Quote the listing below in its entirety, omitting every image.
────────
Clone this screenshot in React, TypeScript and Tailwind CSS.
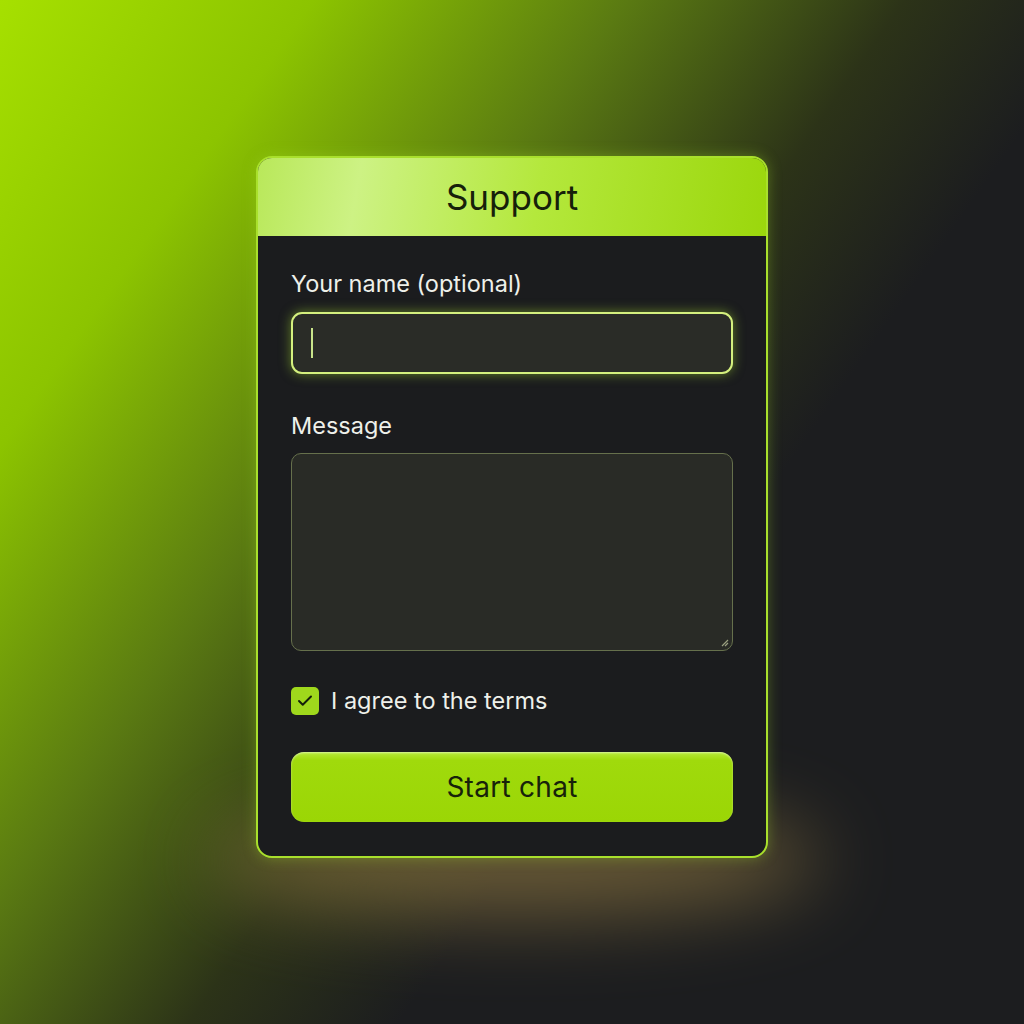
import { Check } from "lucide-react";

export default function App() {
    return (
        <div
            className="relative w-full h-[1024px] overflow-hidden bg-[#1c1d1f] flex justify-center pt-[156px]"
            style={{ fontFamily: "Inter, 'Noto Sans', sans-serif" }}
        >
            {/* fundo: luz verde vindo do canto superior esquerdo */}
            <div className="absolute inset-0 bg-[linear-gradient(125deg,#a6e000_0%,#8cc400_18%,#5a7a12_36%,#2c3318_52%,#1c1d1f_64%)]" />
            {/* brilho quente abaixo do card */}
            <div className="absolute left-[210px] top-[805px] w-[610px] h-[110px] rounded-[50%] bg-[#8a7440] opacity-70 blur-[40px]" />

            <div className="relative w-[512px] h-[702px] rounded-[16px] border-2 border-[#a9e02c] bg-[#1b1c1e] overflow-hidden shadow-[0_0_14px_rgba(160,220,40,0.35)] flex flex-col">
                <div className="h-[78px] shrink-0 bg-[linear-gradient(100deg,#b9e85a_0%,#cdf284_20%,#b4e83c_55%,#9bd70c_100%)] flex items-center justify-center">
                    <h1 className="text-[35px] text-[#16200a]">Support</h1>
                </div>

                <div className="flex flex-col px-[33px] pt-[33px]">
                    <label className="text-[23.5px] leading-[30px] text-[#eef0ea]">Your name (optional)</label>
                    <div className="mt-[13px] h-[62px] rounded-[11px] border-2 border-[#d4f07e] bg-[#2a2c27] shadow-[0_0_12px_rgba(170,225,50,0.5)] flex items-center pl-[18px]">
                        <div className="w-[2px] h-[30px] bg-[#c8e48a]" />
                    </div>

                    <label className="mt-[37px] text-[23.5px] leading-[30px] text-[#eef0ea]">Message</label>
                    <div className="relative mt-[12px] h-[198px] rounded-[10px] border border-[#66704c] bg-[#292b26]">
                        <svg className="absolute right-[3px] bottom-[3px]" width="8" height="8" viewBox="0 0 8 8">
                            <path d="M7 1 L1 7 M7 4 L4 7" stroke="#9aa080" strokeWidth="1.2" />
                        </svg>
                    </div>

                    <div className="mt-[36px] flex items-center gap-[12px]">
                        <div className="w-[28px] h-[28px] rounded-[5px] bg-[#9fd81c] flex items-center justify-center">
                            <Check size={18} strokeWidth={2.6} className="text-[#14200a]" />
                        </div>
                        <span className="text-[23.5px] leading-[28px] text-[#eef0ea]">I agree to the terms</span>
                    </div>

                    <button className="mt-[37px] h-[70px] rounded-[13px] bg-[linear-gradient(180deg,#b6ea3a_0%,#a0da0c_12%,#9bd605_100%)] shadow-[inset_0_1px_2px_rgba(255,255,255,0.5)] text-[28px] tracking-[0.01em] text-[#17220a]">
                        Start chat
                    </button>
                </div>
            </div>
        </div>
    );
}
────────
PROBLEM SOLUTION:
Clone this screenshot in React, TypeScript and Tailwind CSS.
import { Check } from "lucide-react";

export default function App() {
    return (
        <div
            className="relative w-full h-[1024px] overflow-hidden bg-[#1c1d1f] flex justify-center pt-[156px]"
            style={{ fontFamily: "Inter, 'Noto Sans', sans-serif" }}
        >
            {/* fundo: luz verde vindo do canto superior esquerdo */}
            <div className="absolute inset-0 bg-[linear-gradient(125deg,#a6e000_0%,#8cc400_18%,#5a7a12_36%,#2c3318_52%,#1c1d1f_64%)]" />
            {/* brilho quente abaixo do card */}
            <div className="absolute left-[210px] top-[805px] w-[610px] h-[110px] rounded-[50%] bg-[#8a7440] opacity-70 blur-[40px]" />

            <div className="relative w-[512px] h-[702px] rounded-[16px] border-2 border-[#a9e02c] bg-[#1b1c1e] overflow-hidden shadow-[0_0_14px_rgba(160,220,40,0.35)] flex flex-col">
                <div className="h-[78px] shrink-0 bg-[linear-gradient(100deg,#b9e85a_0%,#cdf284_20%,#b4e83c_55%,#9bd70c_100%)] flex items-center justify-center">
                    <h1 className="text-[35px] text-[#16200a]">Support</h1>
                </div>

                <div className="flex flex-col px-[33px] pt-[33px]">
                    <label className="text-[23.5px] leading-[30px] text-[#eef0ea]">Your name (optional)</label>
                    <div className="mt-[13px] h-[62px] rounded-[11px] border-2 border-[#d4f07e] bg-[#2a2c27] shadow-[0_0_12px_rgba(170,225,50,0.5)] flex items-center pl-[18px]">
                        <div className="w-[2px] h-[30px] bg-[#c8e48a]" />
                    </div>

                    <label className="mt-[37px] text-[23.5px] leading-[30px] text-[#eef0ea]">Message</label>
                    <div className="relative mt-[12px] h-[198px] rounded-[10px] border border-[#66704c] bg-[#292b26]">
                        <svg className="absolute right-[3px] bottom-[3px]" width="8" height="8" viewBox="0 0 8 8">
                            <path d="M7 1 L1 7 M7 4 L4 7" stroke="#9aa080" strokeWidth="1.2" />
                        </svg>
                    </div>

                    <div className="mt-[36px] flex items-center gap-[12px]">
                        <div className="w-[28px] h-[28px] rounded-[5px] bg-[#9fd81c] flex items-center justify-center">
                            <Check size={18} strokeWidth={2.6} className="text-[#14200a]" />
                        </div>
                        <span className="text-[23.5px] leading-[28px] text-[#eef0ea]">I agree to the terms</span>
                    </div>

                    <button className="mt-[37px] h-[70px] rounded-[13px] bg-[linear-gradient(180deg,#b6ea3a_0%,#a0da0c_12%,#9bd605_100%)] shadow-[inset_0_1px_2px_rgba(255,255,255,0.5)] text-[28px] tracking-[0.01em] text-[#17220a]">
                        Start chat
                    </button>
                </div>
            </div>
        </div>
    );
}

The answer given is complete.